Tal como sucede com a campanha da Renova usando uma mensagem de Jesus Cristo para publicitar a empresa, também neste caso se pode debater o uso de um símbolo consagrado pela Constituição para vender a imagem de uma empresa privada, como a Renova. Eu tendo a considerar que é um oportunismo excessivo, porque estas empresas apropriam-se de valores espirituais da comunidade (cristianismo, pátria) para valorizarem a carteira dos seus accionistas ou proprietários. Fazer-se isso não é pouco quando as sociedades pós-modernas, pós-sagradas e tão democrática e civilizacionalmente divididas vão tendo poucos valores com que a maior parte da comunidade se identifique.

Mas é necessário considerar que, a par do oportunismo da empresa, neste caso a PT, pode não haver consequências negativas pela utilização desses valores. Pelo contrário, o uso do hino nacional e dos outros símbolos nacionais no anúncio pode realçá-los e confirmá-los, pode acrescer o patriotismo e pode até, por paradoxo, ser menos vantajoso para a PT do que para Portugal.

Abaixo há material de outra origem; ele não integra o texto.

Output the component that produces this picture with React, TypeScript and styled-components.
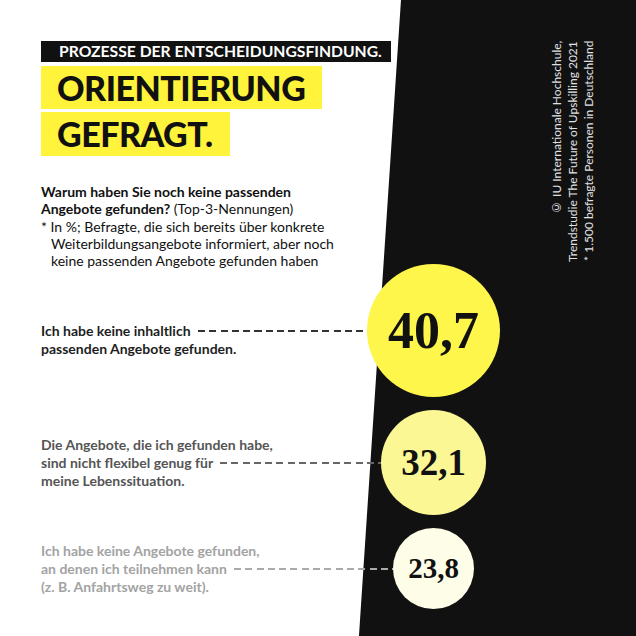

Na verdade, o anúncio é emocionante, bonito, mostra coisas bonitas do país e mostra pessoas serenas e confiantes. Quem sabe, talvez o espectador veja este anúncio como a um hino nacional ilustrado (que a RTP deixou de ter há anos no fim da emissão), talvez o espectador desvalorize a empresa que, tentando com oportunismo associar-se tão totalmente ao país, fez um anúncio em que o hino e o patriotismo acabam por esmagá-la por KO. Os portugueses são quase todos grandes accionistas de Portugal, e quase nenhuns são grandes accionistas da PT. É nessa sua singela circunstância que vêem o anúncio.